Многое переменилось с той поры в наших странах. Здесь, в Лос-Анджелесе, теперь он бывает наездами… С Дунаевским мы видимся в Москве, если такое случается, обычно в домах творчества: Максим редко пропускает так называемые «тусовки» — сам он предпочитает называть это «встречами театральной богемы». Хотя, почему обязательно «театральной»? Собираются и художники, и писатели, и киношники — только теперь не в когда-то недоступном обывателю Доме кино на Васильевской, и не в ВТО, как было многие годы, а в ЦДЛ — в Центральном доме литератора. Так что у меня, гостя в Москве нечастого, шанс встретить его там есть.

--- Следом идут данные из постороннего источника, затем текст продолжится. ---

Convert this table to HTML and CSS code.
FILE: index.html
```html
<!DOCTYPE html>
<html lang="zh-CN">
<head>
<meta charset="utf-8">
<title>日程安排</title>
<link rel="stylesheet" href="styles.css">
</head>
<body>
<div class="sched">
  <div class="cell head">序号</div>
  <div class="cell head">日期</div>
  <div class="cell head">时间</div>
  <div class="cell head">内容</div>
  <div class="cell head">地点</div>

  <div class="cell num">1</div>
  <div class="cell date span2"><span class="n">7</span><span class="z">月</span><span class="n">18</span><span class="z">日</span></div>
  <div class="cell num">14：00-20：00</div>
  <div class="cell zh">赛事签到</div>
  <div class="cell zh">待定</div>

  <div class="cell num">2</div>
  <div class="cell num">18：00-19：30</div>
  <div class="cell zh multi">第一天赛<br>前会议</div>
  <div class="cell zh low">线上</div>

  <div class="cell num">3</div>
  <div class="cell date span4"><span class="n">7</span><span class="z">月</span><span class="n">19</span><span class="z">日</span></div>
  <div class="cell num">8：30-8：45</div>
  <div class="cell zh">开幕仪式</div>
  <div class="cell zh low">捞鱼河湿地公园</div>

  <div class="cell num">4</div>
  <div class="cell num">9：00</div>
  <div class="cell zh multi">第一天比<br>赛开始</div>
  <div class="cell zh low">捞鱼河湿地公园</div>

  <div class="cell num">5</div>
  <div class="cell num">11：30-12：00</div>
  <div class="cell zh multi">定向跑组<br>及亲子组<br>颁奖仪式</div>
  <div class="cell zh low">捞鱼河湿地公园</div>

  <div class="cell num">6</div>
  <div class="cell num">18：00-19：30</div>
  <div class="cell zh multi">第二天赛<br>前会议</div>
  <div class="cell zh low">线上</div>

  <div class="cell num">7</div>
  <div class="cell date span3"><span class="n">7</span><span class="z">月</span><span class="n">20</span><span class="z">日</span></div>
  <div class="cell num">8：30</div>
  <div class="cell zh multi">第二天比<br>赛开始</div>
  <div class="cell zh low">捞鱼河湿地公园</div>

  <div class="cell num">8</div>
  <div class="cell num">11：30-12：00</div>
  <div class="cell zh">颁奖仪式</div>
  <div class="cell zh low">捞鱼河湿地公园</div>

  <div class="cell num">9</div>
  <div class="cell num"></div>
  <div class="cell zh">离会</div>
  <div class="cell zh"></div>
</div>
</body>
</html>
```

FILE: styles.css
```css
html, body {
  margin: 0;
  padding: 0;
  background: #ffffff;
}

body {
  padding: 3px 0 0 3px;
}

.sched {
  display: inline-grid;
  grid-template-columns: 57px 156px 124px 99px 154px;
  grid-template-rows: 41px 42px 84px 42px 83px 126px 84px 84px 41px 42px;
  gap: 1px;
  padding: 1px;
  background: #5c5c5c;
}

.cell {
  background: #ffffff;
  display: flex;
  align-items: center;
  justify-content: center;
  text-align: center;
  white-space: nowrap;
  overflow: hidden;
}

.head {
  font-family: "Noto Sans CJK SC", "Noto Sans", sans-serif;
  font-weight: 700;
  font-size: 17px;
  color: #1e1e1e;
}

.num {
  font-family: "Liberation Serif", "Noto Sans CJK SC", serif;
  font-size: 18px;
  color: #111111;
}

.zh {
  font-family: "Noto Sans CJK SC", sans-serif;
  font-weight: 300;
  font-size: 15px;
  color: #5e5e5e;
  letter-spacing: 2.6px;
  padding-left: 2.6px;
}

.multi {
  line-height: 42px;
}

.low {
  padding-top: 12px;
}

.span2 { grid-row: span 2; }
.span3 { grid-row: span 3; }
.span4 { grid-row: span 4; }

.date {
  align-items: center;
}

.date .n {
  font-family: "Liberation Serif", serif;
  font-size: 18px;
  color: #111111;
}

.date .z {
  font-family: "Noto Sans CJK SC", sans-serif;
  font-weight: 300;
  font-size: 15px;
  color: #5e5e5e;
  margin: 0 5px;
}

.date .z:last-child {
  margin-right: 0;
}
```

После девятилетнего «метания» (это его определение) между Штатами и Москвой, где он в те годы, по его же выражению, вдруг «обнаружил под ногами пропасть», он определился: всё же — Россия! 60 фильмов, 20 мюзиклов, преимущественно, к исходу 80-х годов — кто ещё из композиторов мог бы здесь похвастать таким багажом? Не говоря уже о визитерах, кем Дунаевский всё же оставался здесь все те 9 лет. Вернувшись же в Москву, он обнаружил: оставленную им аудиторию «испортили 90-е годы»…
Может, поэтому, может, и по другим причинам, но, как и намеревался еще тогда, в 90-х, профессию композитора он сменил: теперь Максим Дунаевский — продюсер, добавлю, успешный: вот-вот обещают ему свой театральный зал для воплощения там его проектов, в числе которых концерты, детская студия, студия звукозаписи… Ну и, конечно, ресторанчик — как же сейчас без такого!